Those People of the Nile  (Egyptian Arabic: الناس والنيل, French: Ces gens du Nil, translit: Al Nass Wal Nil or Al Nas wal Nil, aliases: People of the Nile) is a 1972 drama film directed by Youssef Chahine. It stars Salah Zulfikar and Soad Hosny. The film is co-produced by companies in Egypt and Russia .

Plot
Set during the diversion of the Nile current in 1964 during the building of the High Dam. The foreground of the film shows Yehia as a worker in the high dam project. Later, we will understand that Yehia is not a real worker but a committed writer, tired by years of activism. Because of this past and this fatigue, the young girl from a good family with whom he falls in love, and who loves him, finally leaves him. Because she doesn't want a worn-out man. But Yehia is focused on covering the secrets of the huge project.
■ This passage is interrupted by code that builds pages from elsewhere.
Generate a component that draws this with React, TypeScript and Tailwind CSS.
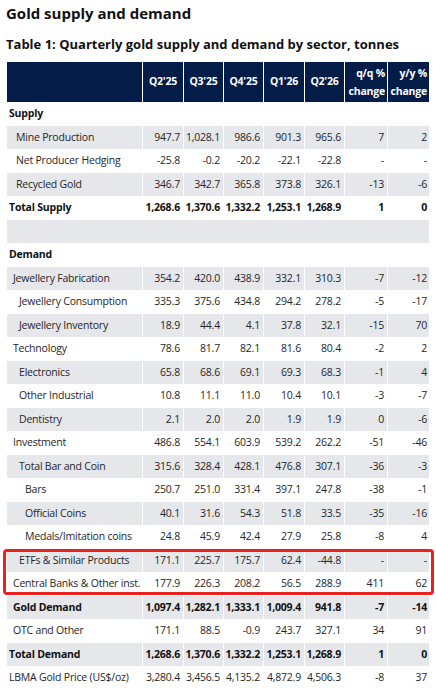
import React from 'react';

type Row = {
  label: string;
  indent?: number;
  bold?: boolean;
  vals?: string[];
  blank?: boolean;
};

const rows: Row[] = [
  { label: 'Supply', indent: 0, bold: true },
  { label: 'Mine Production', indent: 1, vals: ['947.7', '1,028.1', '986.6', '901.3', '965.6', '7', '2'] },
  { label: 'Net Producer Hedging', indent: 1, vals: ['-25.8', '-0.2', '-20.2', '-22.1', '-22.8', '-', '-'] },
  { label: 'Recycled Gold', indent: 1, vals: ['346.7', '342.7', '365.8', '373.8', '326.1', '-13', '-6'] },
  { label: 'Total Supply', indent: 0, bold: true, vals: ['1,268.6', '1,370.6', '1,332.2', '1,253.1', '1,268.9', '1', '0'] },
  { label: '', blank: true },
  { label: 'Demand', indent: 0, bold: true },
  { label: 'Jewellery Fabrication', indent: 2, vals: ['354.2', '420.0', '438.9', '332.1', '310.3', '-7', '-12'] },
  { label: 'Jewellery Consumption', indent: 3, vals: ['335.3', '375.6', '434.8', '294.2', '278.2', '-5', '-17'] },
  { label: 'Jewellery Inventory', indent: 3, vals: ['18.9', '44.4', '4.1', '37.8', '32.1', '-15', '70'] },
  { label: 'Technology', indent: 2, vals: ['78.6', '81.7', '82.1', '81.6', '80.4', '-2', '2'] },
  { label: 'Electronics', indent: 3, vals: ['65.8', '68.6', '69.1', '69.3', '68.3', '-1', '4'] },
  { label: 'Other Industrial', indent: 3, vals: ['10.8', '11.1', '11.0', '10.4', '10.1', '-3', '-7'] },
  { label: 'Dentistry', indent: 3, vals: ['2.1', '2.0', '2.0', '1.9', '1.9', '0', '-6'] },
  { label: 'Investment', indent: 2, vals: ['486.8', '554.1', '603.9', '539.2', '262.2', '-51', '-46'] },
  { label: 'Total Bar and Coin', indent: 3, vals: ['315.6', '328.4', '428.1', '476.8', '307.1', '-36', '-3'] },
  { label: 'Bars', indent: 4, vals: ['250.7', '251.0', '331.4', '397.1', '247.8', '-38', '-1'] },
  { label: 'Official Coins', indent: 4, vals: ['40.1', '31.6', '54.3', '51.8', '33.5', '-35', '-16'] },
  { label: 'Medals/Imitation coins', indent: 4, vals: ['24.8', '45.9', '42.4', '27.9', '25.8', '-8', '4'] },
  { label: 'ETFs & Similar Products', indent: 3, vals: ['171.1', '225.7', '175.7', '62.4', '-44.8', '-', '-'] },
  { label: 'Central Banks & Other inst.', indent: 2, vals: ['177.9', '226.3', '208.2', '56.5', '288.9', '411', '62'] },
  { label: 'Gold Demand', indent: 2, bold: true, vals: ['1,097.4', '1,282.1', '1,333.1', '1,009.4', '941.8', '-7', '-14'] },
  { label: 'OTC and Other', indent: 2, vals: ['171.1', '88.5', '-0.9', '243.7', '327.1', '34', '91'] },
  { label: 'Total Demand', indent: 0, bold: true, vals: ['1,268.6', '1,370.6', '1,332.2', '1,253.1', '1,268.9', '1', '0'] },
  { label: 'LBMA Gold Price (US$/oz)', indent: 0, vals: ['3,280.4', '3,456.5', '4,135.2', '4,872.9', '4,506.3', '-8', '37'] },
];

const indentClass = ['pl-[2px]', 'pl-[9px]', 'pl-[6px]', 'pl-[12px]', 'pl-[18px]'];

const cols = 'grid grid-cols-[135px_40px_39px_39px_40px_39px_42px_41px] gap-x-px';

export default function App() {
  return (
    <div className="w-[436px] h-[689px] overflow-hidden bg-white text-[#262626] font-['Open_Sans','Noto_Sans',sans-serif]">
      <h1 className="pl-[6px] pt-[3px] text-[15px] font-bold leading-[21px] text-[#111]">Gold supply and demand</h1>
      <h2 className="pl-[6px] mt-[12px] text-[13px] font-bold leading-[16px] text-[#111]">
        Table 1: Quarterly gold supply and demand by sector, tonnes
      </h2>

      <div className="relative mx-[7px] mt-[10px]">
        {/* header */}
        <div className={`${cols} h-[40px] text-[10.5px] tracking-[-0.2px] font-bold text-white`}>
          <div className="bg-[#031d48]" />
          {["Q2'25", "Q3'25", "Q4'25", "Q1'26", "Q2'26"].map((q) => (
            <div key={q} className="bg-[#031d48] flex items-center justify-center">{q}</div>
          ))}
          {['q/q %', 'y/y %'].map((h) => (
            <div key={h} className="bg-[#031d48] flex flex-col justify-center items-end pr-[2px] leading-[18px]">
              <span>{h}</span>
              <span>change</span>
            </div>
          ))}
        </div>

        {/* body */}
        <div className="text-[10.5px] tracking-[-0.2px]">
          {rows.map((r, i) => {
            const shaded = i % 2 === 1;
            const bg = shaded ? 'bg-[#e5e7eb]' : 'bg-white';
            if (r.blank) {
              return <div key={i} className={`h-[23.5px] ${bg}`} />;
            }
            return (
              <div key={i} className={`${cols} h-[23.5px] ${r.bold ? 'font-bold text-[#111]' : ''}`}>
                <div className={`${bg} flex items-center pt-px whitespace-nowrap ${indentClass[r.indent ?? 0]}`}>{r.label}</div>
                {Array.from({ length: 7 }).map((_, j) => (
                  <div
                    key={j}
                    className={`${bg} flex items-center justify-end pt-px ${j === 6 ? 'pr-[2px]' : 'pr-[3px]'}`}
                  >
                    {r.vals ? r.vals[j] : ''}
                  </div>
                ))}
              </div>
            );
          })}
        </div>

        {/* highlight */}
        <div className="absolute left-[-4px] w-[431px] top-[487px] h-[46px] border-[3px] border-[#e8231f] rounded-[4px] pointer-events-none" />
      </div>
    </div>
  );
}
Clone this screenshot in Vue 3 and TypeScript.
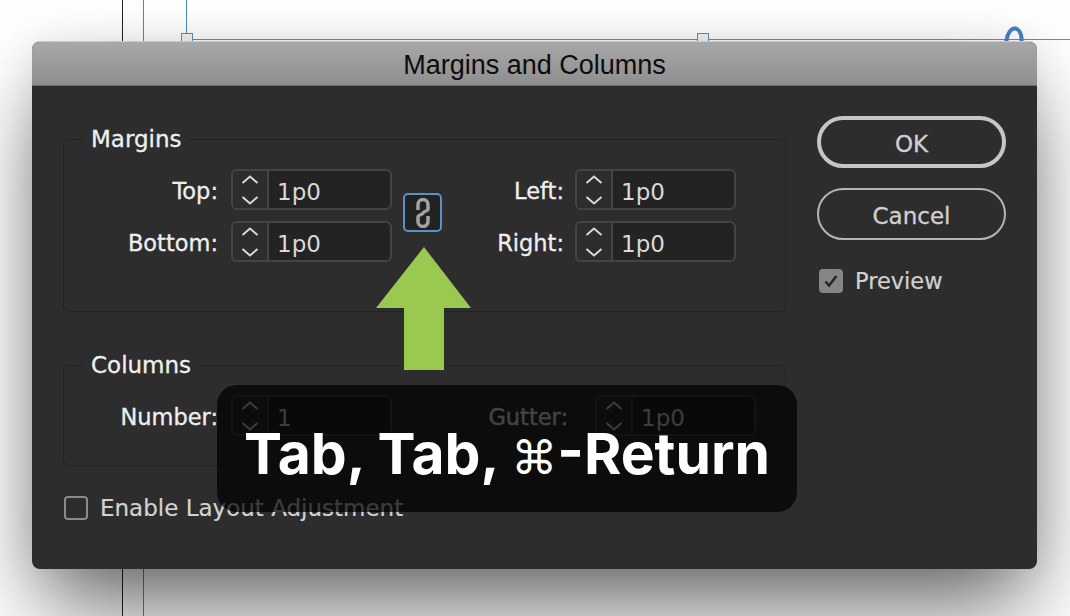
<script setup lang="ts">
interface Row { label: string; value: string }
const leftRows: Row[] = [
  { label: 'Top:', value: '1p0' },
  { label: 'Bottom:', value: '1p0' },
]
const rightRows: Row[] = [
  { label: 'Left:', value: '1p0' },
  { label: 'Right:', value: '1p0' },
]
const columnCells: Row[] = [
  { label: 'Number:', value: '1' },
  { label: 'Gutter:', value: '1p0' },
]
</script>

<template>
  <div class="stage">
    <i class="guide black" style="left: 122px"></i>
    <i class="guide blue" style="left: 143px"></i>
    <i class="guide blue short" style="left: 186px"></i>
    <i class="hline"></i>
    <i class="handle" style="left: 181px"></i>
    <i class="handle" style="left: 697px"></i>
    <svg class="glyph" width="24" height="30" viewBox="0 0 24 30">
      <ellipse cx="11" cy="15" rx="7.500" ry="12.500" fill="none" stroke="#4a7fc4" stroke-width="4" transform="rotate(6 11 15)" />
    </svg>

    <div class="dialog">
      <header class="titlebar">Margins and Columns</header>
      <div class="body">
        <div class="main">
          <fieldset class="group margins">
            <legend>Margins</legend>
            <div class="margin-row">
              <div class="pairs left-pairs">
                <template v-for="r in leftRows" :key="r.label">
                  <label class="lbl">{{ r.label }}</label>
                  <div class="field">
                    <span class="stepper">
                      <svg width="20" height="30" viewBox="0 0 20 30"><path d="M2.500 8 10 1.500 17.500 8M2.500 22 10 28.500 17.500 22" /></svg>
                    </span>
                    <span class="val">{{ r.value }}</span>
                  </div>
                </template>
              </div>
              <button class="link" type="button" aria-label="Link margins">
                <svg width="16" height="30" viewBox="0 0 16 30">
                  <path d="M3 12V6.500a5 5 0 0 1 10 0V11c0 2.500-5 2-5 4.500" />
                  <path d="M13 18v5.500a5 5 0 0 1-10 0V19c0-2.500 5-2 5-4.500" />
                </svg>
              </button>
              <div class="pairs right-pairs">
                <template v-for="r in rightRows" :key="r.label">
                  <label class="lbl">{{ r.label }}</label>
                  <div class="field">
                    <span class="stepper">
                      <svg width="20" height="30" viewBox="0 0 20 30"><path d="M2.500 8 10 1.500 17.500 8M2.500 22 10 28.500 17.500 22" /></svg>
                    </span>
                    <span class="val">{{ r.value }}</span>
                  </div>
                </template>
              </div>
            </div>
          </fieldset>

          <fieldset class="group columns">
            <legend>Columns</legend>
            <div class="col-row">
              <div v-for="c in columnCells" :key="c.label" class="col-cell">
                <label class="lbl">{{ c.label }}</label>
                <div class="field">
                  <span class="stepper">
                    <svg width="20" height="30" viewBox="0 0 20 30"><path d="M2.500 8 10 1.500 17.500 8M2.500 22 10 28.500 17.500 22" /></svg>
                  </span>
                  <span class="val">{{ c.value }}</span>
                </div>
              </div>
            </div>
          </fieldset>

          <div class="check adjust">
            <span class="box"></span>
            <span>Enable Layout Adjustment</span>
          </div>
        </div>

        <aside class="side">
          <button class="btn ok" type="button">OK</button>
          <button class="btn cancel" type="button">Cancel</button>
          <div class="check preview">
            <span class="box on">
              <svg width="16" height="14" viewBox="0 0 16 14"><path d="M2.500 7.500 6 11.500 13.500 2" /></svg>
            </span>
            <span>Preview</span>
          </div>
        </aside>
      </div>
    </div>

    <svg class="arrow" width="95" height="124" viewBox="0 0 95 124">
      <path d="M48 0 95 61H68V123H28V61H0z" fill="#9bc84f" />
    </svg>

    <div class="pill">Tab, Tab, <span class="cmd">⌘</span>-Return</div>
  </div>
</template>

<style>
html, body { margin: 0; background: #fff; }
</style>

<style scoped>
.stage {
  position: relative;
  width: 1070px;
  height: 616px;
  overflow: hidden;
  background: #fff;
  font-family: "DejaVu Sans", sans-serif;
}
.guide {
  position: absolute;
  top: 0;
  bottom: 0;
  width: 1px;
}
.guide.black { background: #222; }
.guide.blue { background: #4f86c6; }
.guide.short { bottom: auto; height: 34px; }
.hline {
  position: absolute;
  left: 186px;
  right: 0;
  top: 39px;
  height: 1px;
  background: #5b8fc9;
}
.handle {
  position: absolute;
  top: 33px;
  width: 10px;
  height: 10px;
  border: 1px solid #5b8fc9;
  background: #f4f5f5;
}
.glyph {
  position: absolute;
  left: 1003px;
  top: 26px;
}
.dialog {
  position: absolute;
  left: 32px;
  top: 42px;
  width: 1005px;
  height: 527px;
  display: flex;
  flex-direction: column;
  background: #2d2d2d;
  border-radius: 8px;
  box-shadow: 0 -1px 0 #c9c9c9, 0 46px 84px -10px rgba(0, 0, 0, 0.6), 0 0 36px rgba(0, 0, 0, 0.08);
}
.titlebar {
  height: 43px;
  flex: none;
  border-radius: 8px 8px 0 0;
  border-bottom: 1px solid #6e6e6e;
  background: linear-gradient(#a8a8a8, #8e8e8e);
  color: #0c0c0c;
  font-family: "Liberation Sans", sans-serif;
  font-size: 27px;
  line-height: 46px;
  text-align: center;
}
.body {
  flex: 1;
  display: flex;
  padding: 39px 31px 0;
  gap: 31px;
}
.main { width: 723px; flex: none; }
.group {
  margin: 0;
  padding: 16px 0 0 0;
  border: 1px solid #232323;
  border-radius: 6px;
  box-sizing: border-box;
  min-width: 0;
}
legend {
  margin-left: 20px;
  padding: 0 7px;
  height: 28px;
  line-height: 28px;
  font-size: 23px;
  color: #f0f0f0;
  -webkit-text-stroke: 0.3px #f0f0f0;
}
.margins { height: 187px; }
.columns { height: 115px; margin-top: 39px; }
.margin-row { display: flex; align-items: flex-start; }
.pairs {
  display: grid;
  row-gap: 11px;
  align-items: center;
}
.left-pairs { grid-template-columns: 154px 161px; column-gap: 13px; }
.right-pairs { grid-template-columns: 116px 161px; column-gap: 11px; margin-left: 6px; }
.lbl {
  padding-top: 2px;
  text-align: right;
  font-size: 22.5px;
  color: #efefef;
  white-space: nowrap;
  -webkit-text-stroke: 0.3px #efefef;
}
.field {
  box-sizing: border-box;
  height: 41px;
  width: 161px;
  display: flex;
  align-items: stretch;
  border: 2px solid #444;
  border-radius: 6px;
  background: #232323;
}
.stepper {
  width: 34px;
  flex: none;
  display: flex;
  align-items: center;
  justify-content: center;
  background: #2d2d2d;
  border-right: 2px solid #444;
  border-radius: 4px 0 0 4px;
}
.stepper svg { fill: none; stroke: #d8d8d8; stroke-width: 2; }
.val {
  padding-left: 8px;
  font-size: 23px;
  line-height: 42px;
  color: #d8d8d8;
}
.link {
  margin: 24px 0 0 11px;
  width: 39px;
  height: 39px;
  flex: none;
  padding: 0;
  box-sizing: border-box;
  display: flex;
  align-items: center;
  justify-content: center;
  background: #222;
  border: 2px solid #5d90c8;
  border-radius: 5px;
}
.link svg { fill: none; stroke: #a2a2a2; stroke-width: 3.500; }
.col-row { display: flex; }
.col-cell { display: flex; align-items: center; }
.col-cell:first-child .lbl { width: 154px; margin-right: 13px; }
.col-cell:last-child .lbl { width: 176px; margin-right: 27px; }
.check {
  display: flex;
  align-items: center;
  color: #d2d2d2;
  font-size: 23px;
  -webkit-text-stroke: 0.2px #d2d2d2;
}
.box {
  box-sizing: border-box;
  width: 24px;
  height: 24px;
  flex: none;
  display: flex;
  align-items: center;
  justify-content: center;
  border: 2px solid #8b8b8b;
  border-radius: 4px;
}
.box.on { background: #858585; border-color: #858585; }
.box svg { fill: none; stroke: #262626; stroke-width: 2.500; }
.adjust { margin: 29px 0 0 1px; gap: 12px; }
.side {
  display: flex;
  flex-direction: column;
  width: 190px;
  margin-top: -9px;
}
.btn {
  box-sizing: border-box;
  height: 52px;
  background: transparent;
  border-radius: 26px;
  font-family: inherit;
  font-size: 23px;
  color: #d0d0d0;
  padding: 3px 0 0;
  -webkit-text-stroke: 0.3px #d0d0d0;
}
.ok { border: 4px solid #c6c6c6; }
.cancel { border: 2px solid #b4b4b4; margin-top: 20px; }
.preview { margin: 28px 0 0 2px; gap: 12px; font-size: 22.5px; }
.arrow {
  position: absolute;
  left: 376px;
  top: 247px;
}
.pill {
  position: absolute;
  left: 217px;
  top: 385px;
  width: 580px;
  height: 127px;
  box-sizing: border-box;
  border-radius: 20px;
  background: rgba(0, 0, 0, 0.72);
  color: #fff;
  font-family: Inter, sans-serif;
  font-weight: 700;
  font-size: 57px;
  line-height: 137px;
  text-align: center;
  white-space: nowrap;
}
.cmd {
  font-family: "DejaVu Sans", sans-serif;
  font-weight: 400;
  font-size: 46px;
}
</style>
And the rest of personalities begin to remember the past, through the story of Amin, the doctor who joins the dam to serve its staff, his wife Nadia who refuses to move to Aswan with him, and the Russian engineer, Alex, whose wife cannot tolerate life in Egypt.

Cast
 Salah Zulfikar as Yehia
 Soad Hosny as Nadia
 Ezzat El Alaili as Amin
 Mahmoud El-Meliguy
 Igor Vladimirov
 Vladimir Ivashov
 Madiha Salem
 Valentina Kutsenko
 Inna Fyodorova
 Sveltana Zhgun
 Tawfik El-Deken
 Saif Abdel Rahman
 Fatma Emara
 Valentina

Production 
The film was joint Egyptian-Soviet production as a sign of friendship between the two states at the time.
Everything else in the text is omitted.